PSudo Guidebook

by Team Symlink(Final Child, RanolP), with contributions from PSudo community.

This book targets PSudo 0.1.0 or higher. You can find how to install PSudo and how to update it from Chapter 1: "Installation". You can get information about the version from Appendix E.

Foreword

PSudo is a programming language which focused on Problem Solving. Whatever you want to solve, Your solving will be accelerated.

For instance, Attention to I/O speed is really harmful in Problem Solving. PSudo provides input statement and output statement so that you can handle I/O actions not only easier but also faster. Additionally, you can configure how I/O actions work by Compiler Directive.

Besides, PSudo provides a toolchain which removes pitfalls, furthermore gives you a modern way.
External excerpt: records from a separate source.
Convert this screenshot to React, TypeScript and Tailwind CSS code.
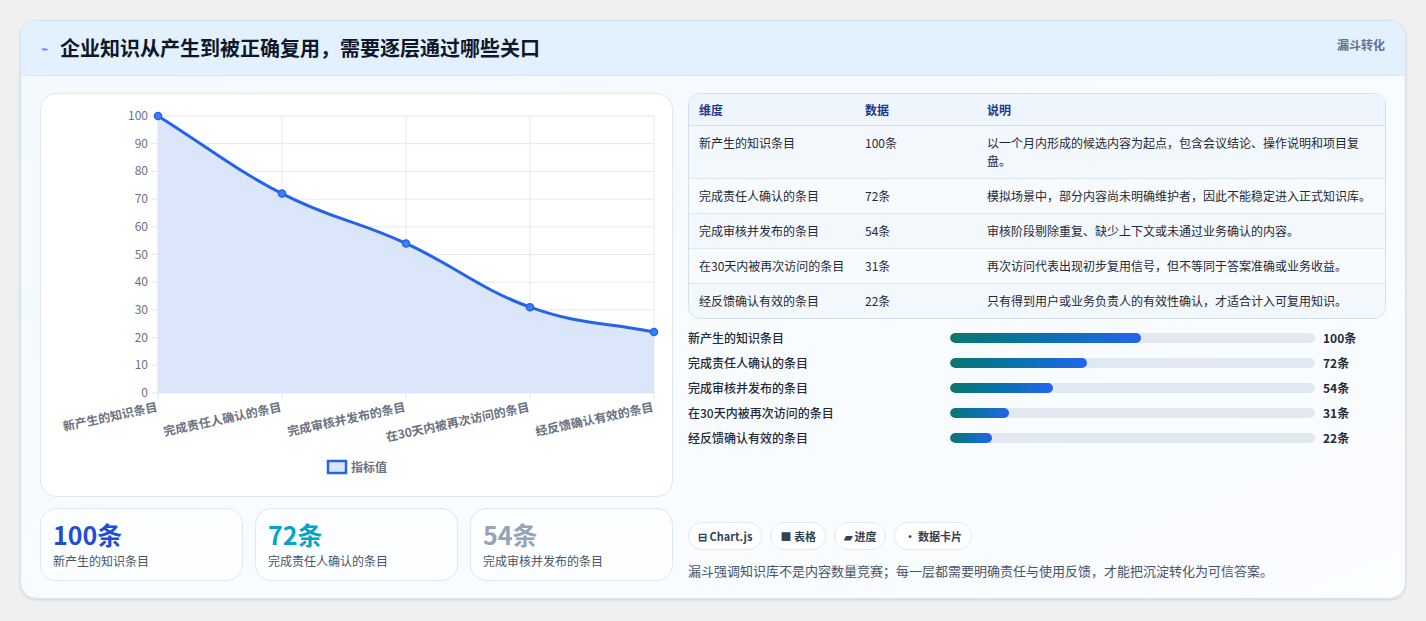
const rows = [
  { name: "新产生的知识条目", v: 100, desc: "以一个月内形成的候选内容为起点，包含会议结论、操作说明和项目复盘。" },
  { name: "完成责任人确认的条目", v: 72, desc: "模拟场景中，部分内容尚未明确维护者，因此不能稳定进入正式知识库。" },
  { name: "完成审核并发布的条目", v: 54, desc: "审核阶段剔除重复、缺少上下文或未通过业务确认的内容。" },
  { name: "在30天内被再次访问的条目", v: 31, desc: "再次访问代表出现初步复用信号，但不等同于答案准确或业务收益。" },
  { name: "经反馈确认有效的条目", v: 22, desc: "只有得到用户或业务负责人的有效性确认，才适合计入可复用知识。" },
];

function Chart() {
  const x0 = 117, x1 = 613, y0 = 22, y1 = 299;
  const xs = rows.map((_, i) => x0 + (i * (x1 - x0)) / 4);
  const ys = rows.map((r) => y1 - (r.v * (y1 - y0)) / 100);
  let d = `M${xs[0]},${ys[0]}`;
  for (let i = 1; i < xs.length; i++) {
    const dx = (xs[i] - xs[i - 1]) * 0.4;
    const s0 = i > 1 ? (ys[i] - ys[i - 2]) / 2 : ys[i] - ys[i - 1];
    const s1 = i < xs.length - 1 ? (ys[i + 1] - ys[i - 1]) / 2 : ys[i] - ys[i - 1];
    d += ` C${xs[i - 1] + dx},${ys[i - 1] + s0 * 0.4} ${xs[i] - dx},${ys[i] - s1 * 0.4} ${xs[i]},${ys[i]}`;
  }
  return (
    <svg width="632" height="402" className="block">
      {Array.from({ length: 11 }, (_, k) => {
        const y = y1 - (k * (y1 - y0)) / 10;
        return (
          <g key={k}>
            <line x1={x0 - 6} x2={x1} y1={y} y2={y} stroke="#e5e7eb" />
            <text x={x0 - 10} y={y + 4} textAnchor="end" fontSize="12" fill="#6b7280">{k * 10}</text>
          </g>
        );
      })}
      {xs.map((x, i) => (
        <g key={i}>
          <line x1={x} x2={x} y1={y0} y2={y1 + 6} stroke="#e5e7eb" />
          <text x={x} y={y1 + 18} textAnchor="end" fontSize="12" fontWeight="600" fill="#6b7280" transform={`rotate(-12 ${x} ${y1 + 18})`}>
            {rows[i].name}
          </text>
        </g>
      ))}
      <path d={`${d} L${x1},${y1} L${x0},${y1} Z`} fill="#dbe6fb" />
      <path d={d} fill="none" stroke="#2563eb" strokeWidth="3" />
      {xs.map((x, i) => (
        <circle key={i} cx={x} cy={ys[i]} r="3.5" fill="#3b82f6" stroke="#2563eb" strokeWidth="1.5" />
      ))}
      <rect x="287" y="367" width="18" height="12" fill="#dbe6fb" stroke="#2563eb" strokeWidth="2.5" />
      <text x="310" y="378" fontSize="12" fontWeight="600" fill="#6b7280">指标值</text>
    </svg>
  );
}

export default function App() {
  const font = { fontFamily: '"Noto Sans CJK SC", "Noto Sans", sans-serif' };
  return (
    <div className="w-[1426px] h-[621px] bg-[#f0f0f0] pt-[20px] pl-[20px]" style={font}>
      <div className="w-[1386px] h-[579px] rounded-2xl border border-[#cfe3f2] bg-gradient-to-br from-[#f4f9fe] to-[#fbfdff] overflow-hidden shadow-sm">
        <div className="h-[55px] bg-[#e3f0fd] border-b border-[#d6e7f8] flex items-center justify-between pl-[20px] pr-[20px]">
          <div className="flex items-center gap-3">
            <span className="text-[#3b82f6] text-xs">⌁</span>
            <span className="text-[20px] font-bold text-[#0f172a]">企业知识从产生到被正确复用，需要逐层通过哪些关口</span>
          </div>
          <span className="text-xs font-semibold text-[#64748b] self-start mt-[16px]">漏斗转化</span>
        </div>
        <div className="flex gap-[15px] pl-[19px] pr-[18px] pt-[17px]">
          <div className="w-[633px] flex flex-col gap-[11px]">
            <div className="h-[404px] rounded-2xl border border-[#dde8f2] bg-white">
              <Chart />
            </div>
            <div className="grid grid-cols-3 gap-3">
              {[
                ["100条", "text-[#1d4ed8]", rows[0].name],
                ["72条", "text-[#06a5c7]", rows[1].name],
                ["54条", "text-[#94a3b8]", rows[2].name],
              ].map(([n, c, l]) => (
                <div key={n} className="h-[73px] rounded-2xl border border-[#dde8f2] bg-white/70 px-3 pt-[10px]">
                  <div className={`text-[25px] font-bold leading-[30px] ${c}`}>{n}</div>
                  <div className="text-xs text-[#475569] mt-[4px]">{l}</div>
                </div>
              ))}
            </div>
          </div>
          <div className="w-[698px] flex flex-col">
            <div className="rounded-xl border border-[#d3e0ec] overflow-hidden text-xs text-[#1f2937]">
              <div className="flex h-[32px] items-center bg-[#eef5fd] border-b border-[#d3e0ec] font-semibold text-[#1e3a8a]">
                <div className="w-[176px] pl-[10px]">维度</div>
                <div className="w-[122px]">数据</div>
                <div className="flex-1">说明</div>
              </div>
              {rows.map((r, i) => (
                <div key={i} className={`flex items-start border-b border-[#e2e8f0] last:border-b-0 py-[8px] ${i % 2 ? "bg-[#f8fbfe]" : "bg-[#f3f8fd]"}`}>
                  <div className="w-[176px] pl-[10px] leading-[18px]">{r.name}</div>
                  <div className="w-[122px] leading-[18px]">{r.v}条</div>
                  <div className="flex-1 pr-[10px] leading-[18px]">{r.desc}</div>
                </div>
              ))}
            </div>
            <div className="flex flex-col gap-[8px] mt-[10px]">
              {rows.map((r, i) => (
                <div key={i} className="flex items-center h-[17px] text-xs font-medium text-[#1f2937]">
                  <div className="w-[262px]">{r.name}</div>
                  <div className="w-[365px] h-[10px] rounded-full bg-[#e2e8f0] overflow-hidden">
                    <div className="h-full rounded-full bg-gradient-to-r from-[#0f766e] to-[#2563eb]" style={{ width: `${r.v * 0.523}%` }} />
                  </div>
                  <div className="ml-2 font-semibold">{r.v}条</div>
                </div>
              ))}
            </div>
            <div className="flex gap-2 mt-[76px] text-[11px] font-semibold text-[#334155]">
              {["⊟ Chart.js", "■ 表格", "▰ 进度", "• 数据卡片"].map((t) => (
                <span key={t} className="h-[28px] px-[9px] flex items-center rounded-full border border-[#e2e8f0] bg-white">{t}</span>
              ))}
            </div>
            <div className="mt-[11px] text-[13px] text-[#475569]">漏斗强调知识库不是内容数量竞赛；每一层都需要明确责任与使用反馈，才能把沉淀转化为可信答案。</div>
          </div>
        </div>
      </div>
    </div>
  );
}
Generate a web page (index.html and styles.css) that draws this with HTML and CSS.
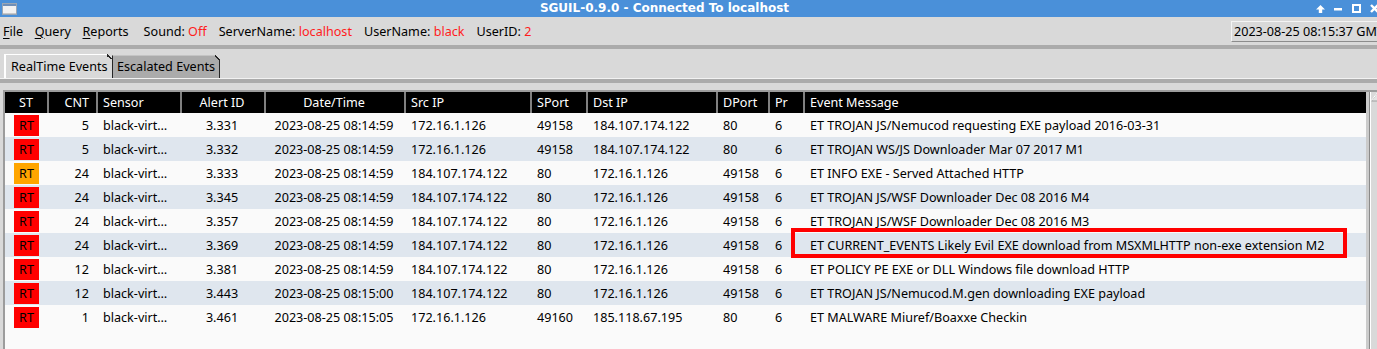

Tools are designed ergonomically. We hope you to think that Problem Solving is easy and fun.

Moreover, PSudo purposes only Problem Solving, won't purposes general programming world. So the features are designed to use be on Problem Solving. Also, standard libraries are.

Introduction

Welcome to the PSudo Guidebook, an introductory book about PSudo. This book helps you to write better PSudo code faster. In Problem Solving, It is always hard to handle I/O and to implement a data structure. We couldn't use other modern languages in the ecosystem what uses C++, Python or Java as a standard language. Created based on our experiences so far, PSudo will be the first step to make up better Problem Solving Ecosystem for ourselves.

Targets

We wrote texts assuming you had programming experiences. Surely, we've minimized programming backgrounds. But this book didn't aimed to teach programming. We don't spend a lot of time talking about what programming is or how to think about it.

Reading Guide

In general, books are read from front to back sequentially. The later story builds on contents in an earlier story. And the earlier story might not give you details, we typically meet the topic again in a later story.

This book holds two stories per each stuff: Concept Story and Try Story. in Concept Story, we will explain the background behind, targets, and technical form about the stuff. in Try Story, we will introduce a situation the stuff can be used, and give an example code which tests the stuff from the situation.

Moreover, at the end of this book, there is some appendix which contains useful information in the more reference-like format. "Appendix A" is talking about characters and token processing on PSudo. "Appendix B" is talking about TODO. "Appendix C" is talking about a lot of useful things on the standard library. "Appendix D" is talking about development tools provided officially or community provided. "Appendix E" is talking about the version of PSudo...?

Actually, there is no wrong way and the right way to read this book. If you want to skip ahead then skip. When you're confused, go back. Just read it what you want to for you.

Finally, a really important part remains, the way to read errors on the sample code. Error codes will lead you to write working code. So, we wrote a lot of error codes. Therefore, Read the main text carefully, check whether the code works, then run. Check is there any marker exists is the good way to check is the code works. Remember those markers.

Marker Meaning
🤔 This code doesn't compile
😱 This code will panic
💀 This code contains unsafe-code
🙄 This code doesn't work as expected

Most of the cases, we've written code which works as expected after the error code.

The Beginning

Let's start to use PSudo right now! We have a lot of stuff to learn, But a journey begins with small things. On this chapter, we will learn these stuff:

  • How to install PSudo
  • Write a small Hello, world script on PSudo

Installation

PSudo will be able to download in the future. T_T

Troubleshooting

We'll fill this section as soon as possible!

Hello, PS

We've installed PSudo, It's time to try! Traditionally, When starting a new programming language, we write down a little program that prints Hello, world! on a terminal. So, Let's try it!

Note: This book assumes you to know command-line interface. This book won't limit you to use editor or development tools and place the file where. Just develop in your favorite environment.

Create a Folder

Note: PSudo never requires folder because codes and compiler configurations are stored in a single file. But we recommend you to create a folder and store all the PSudo codes on it. Because it is easier to organize.

First, create a folder where store code. It's not a matter where to place code, But this book assumes that you're creating a psudo-solutions folder in your home directory. Open a terminal and enter following commands to create the folder.

for Linux, macOS, Windows:

mkdir ~/psudo-solutions
cd ~/psudo-solutions

for Windows CMD:

mkdir "%USERPROFILE%\psudo-solutions"
cd /d "%USERPROFILE%\psudo-solutions"

Write and Run Your First Solution

Next, Make a new source file and call it hello-world.ps. PSudo file should end with .ps extension. If you're using more than one word on your file name, use the hyphen to separate them.

Now open the file and write down below codes.

output "Hello, world!"

Save the file and go back to your terminal window. Then run following command.

psudo run hello-world.ps

Whatever your OS is. It will print Hello, world on your terminal. If you didn't see these output, Go to Chapter 1: Installation - Troubleshooting part to get help.

However, if you did these jobs successfully, Congratulations! You've written a PSudo Solution! Which means, from now on you're PSudoer - welcome!